Data from: Fire history in a western Fennoscandian boreal forest as influenced by human land use and climate
Rolstad, Jørund; Blanck, Ylva-li; Storaunet, Ken Olaf (2016), Data from: Fire history in a western Fennoscandian boreal forest as influenced by human land use and climate, Dryad, Dataset, https://doi.org/10.5061/dryad.56p6q
Knowing the historical variation in fire regimes is instrumental in managing forests today and in predicting what may happen in the future. By cross-dating 745 fire scars in 378 samples of remnant Scots pines, we delineated 254 individual forest fires during the past 700 years in a 74-km2 section of Trillemarka-Rollagsfjell Nature Reserve in south-central Norway.
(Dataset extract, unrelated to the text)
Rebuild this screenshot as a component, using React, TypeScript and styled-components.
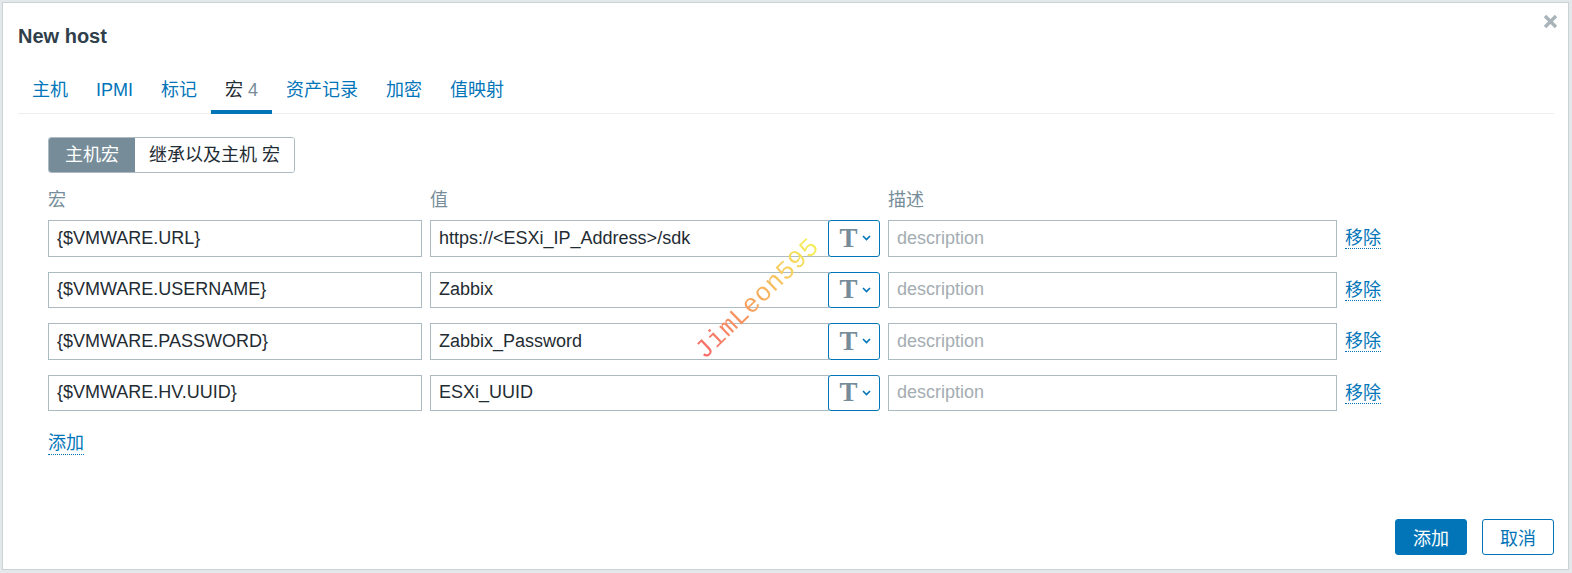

Fire sizes, numbers, burn rates, and frequencies were compared with historical climate proxies, vegetation maps, and written sources. The results revealed patterns consistent with a predominantly climate-driven fire regime up to 1625, followed by periods of strong anthropogenic influence that increased fire frequency during 1600–1700s and diminished fires during 1800–1900s. This was documented by an abrupt increase in number of small fires from the early 1600s that markedly shortened fire intervals from a median of 73 to 37 yr. This shift in fire frequency coincided with a sudden appearance of early-season fires from 1625 and onward. Whereas late-season burn rate increased with summer temperature, no such relationship was found for early-season fires. These results were corroborated by written sources that describe anthropogenic forest fires and slash-and-burn cultivation expanding with the increasing population from the late 1500s and subsequently diminishing due to increasing timber values during 1700–1800s. Whereas human activity strongly influenced the fire regime at multidecadal to centennial scales, it was the interannual variability in climate that triggered large fire events, especially during the pre-1625 period. Prior to 1625, the percentage of years with fire tripled from 7% during cold summers (10–12°C) to 21% during warm summers (14–16°C). Burn rate increased even more, from 0.01% to 1.3% for the same temperature intervals. Ecologically, the post-1625 period is remarkable in such a way that human activity, first by greatly increasing fire frequency and subsequently almost eradicating fires, possibly influenced the fire regime to such an extent that it may be unprecedented for millennia.